I'm not 100% sure and don't know the facts and figures, but common sense tells you that a dual-core graphics board (with 2 framebuffers for each GPU) will have slightly less latency than a dual graphics board setup, but even with this solution one will not see "double the FPS" or anything like it even when coupled with the latest whiz-bang CPU and system memory. Is it just a case of current PC games (such as F.E.A.R., Quake 4, CoD2 etc) being all that system CPU bound that the vertices needed to be rendered by the GPU(s) aren't being calculated fast enough by the CPU due to execution time being taken away with AI & physics calculations, Malware infestation etc... Or is it that game engines are not being optomised correctly for multi-GPU? Carmack talks about how one can get "all the transistors firing", but are they? As I said, rumour on the grapevine is that Unreal 3.0 takes more specific advantage of multi-GPU...
 
No EDIT function, sorry:-

In a word, do the same core architecture princaples apply to the GPU, specifically the modern 'programmable' (implying that it is General Purpose) GPU? Do the same princaples of multi-core CPU apply when developing & utilising multi-GPU?
 
Ken2012 said:
Do the same princaples of multi-core CPU apply when developing & utilising multi-GPU?
No, a GPU (even a "general processing" GPU) functions very differently to a CPU, and has a tremendous amount of restrictions put on it on what kind of code it is able to run, and particulary run efficiently. A GPU is primarily designed to fill polygons after all.
 
Well that's what I've always assumed, that the GPU will only 'do what's it's told to do' so to speak by the programmer during development or by the CPU during runtime.
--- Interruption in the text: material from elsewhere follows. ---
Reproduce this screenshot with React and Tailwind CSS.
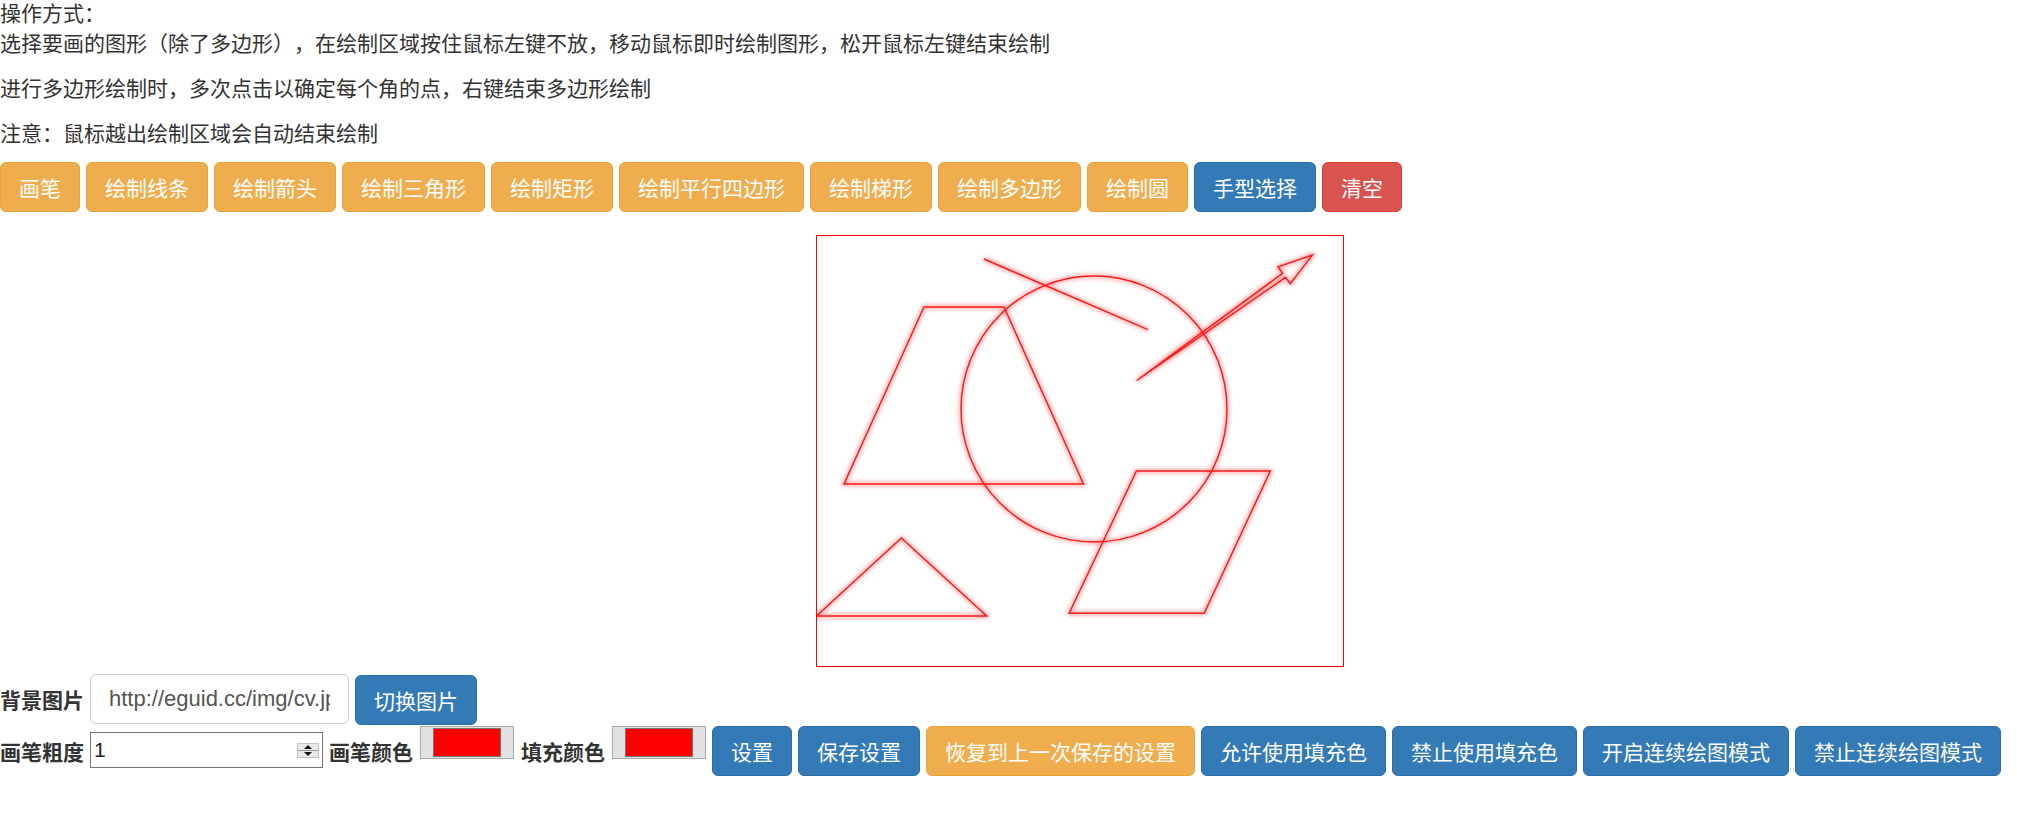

I must ask, although The Internet is a wonderfull source of information, can anyone recommend any books that cover any or all of these subjects? I've just ordered a copy of Real-Time Rendering, Third Edition off amazon.co.uk, hopefully this will aid me in my quest to gaining a deeper knowledge of this stuff, at least in the graphics department.
 
I suppose you could get your heart's content of information over at www.gpgpu.org, if you're able to program yourself. :) It seems to be THE resource for non-3D rendering information/programming of GPUs on the web. Also there might be some infos on NV and ATi's developer sites, but gpgpu.org is probably your best option, seeing as it's a free resource.
 
Guden Oden said:
I suppose you could get your heart's content of information over at www.gpgpu.org, if you're able to program yourself. :) It seems to be THE resource for non-3D rendering information/programming of GPUs on the web. Also there might be some infos on NV and ATi's developer sites, but gpgpu.org is probably your best option, seeing as it's a free resource.
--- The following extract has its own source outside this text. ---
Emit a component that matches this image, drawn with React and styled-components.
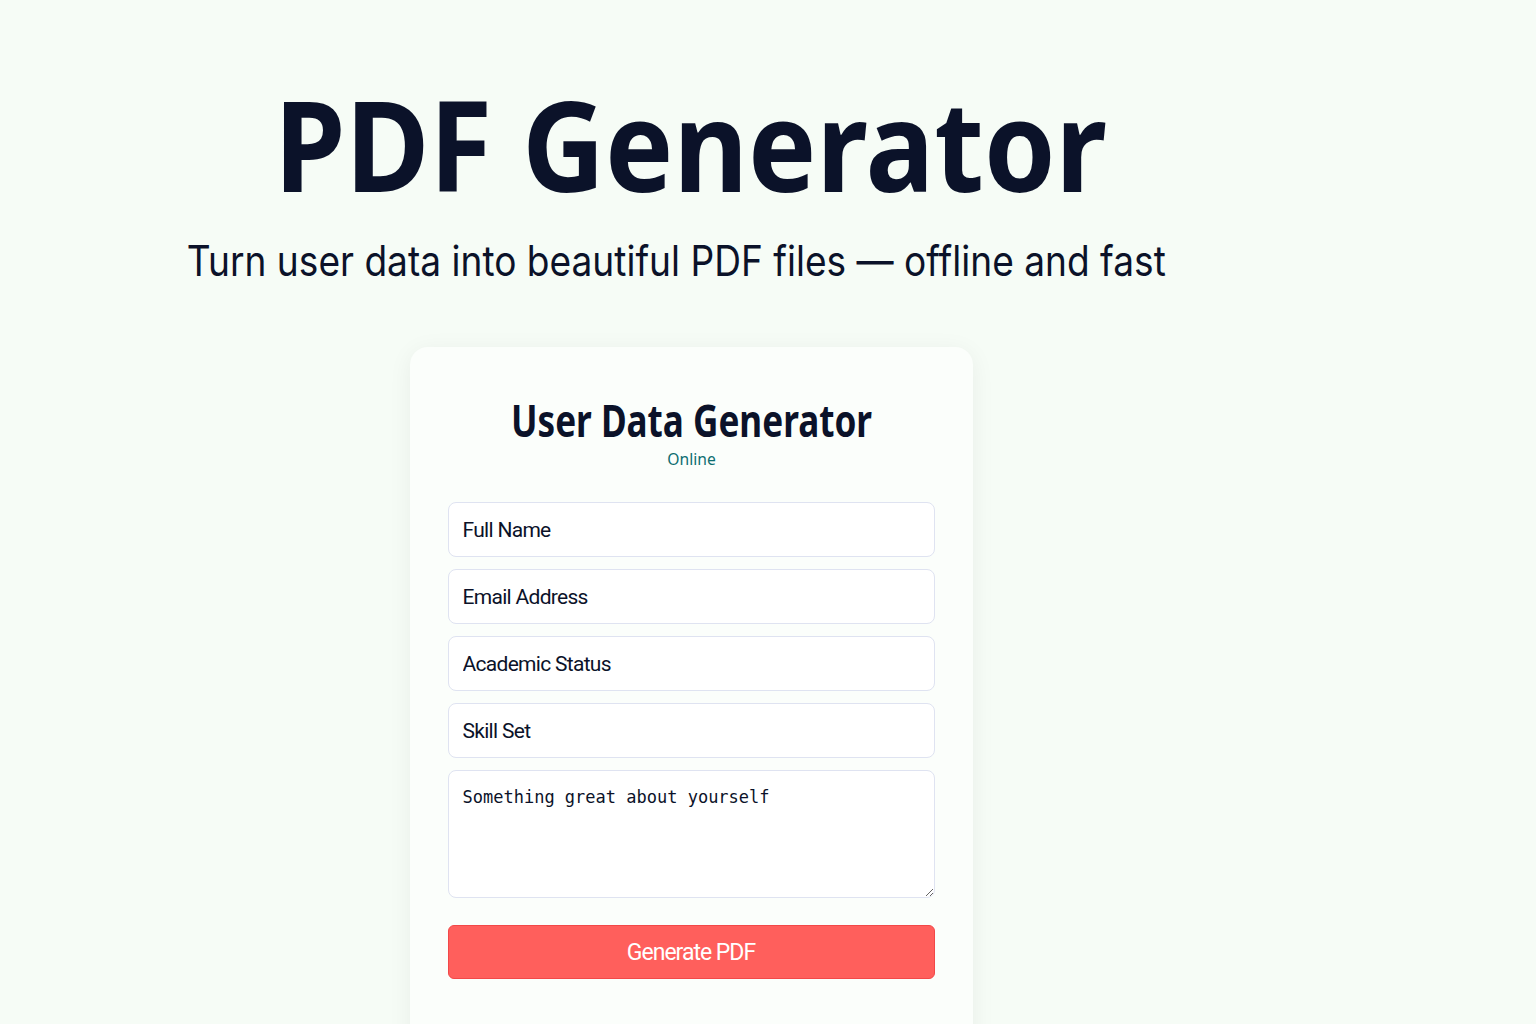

No, I meant the previous topics I've been talking about other than the thing about using a GPU for non-rendering :); CPU & GPU design, architecture and implementation, how it all ties together in running a real-time game envormonment. And no, I'm not a programmer. I simply have a passion for a) games and b) the technology they use/run on, and wish to know everything there is to know or something similar ;).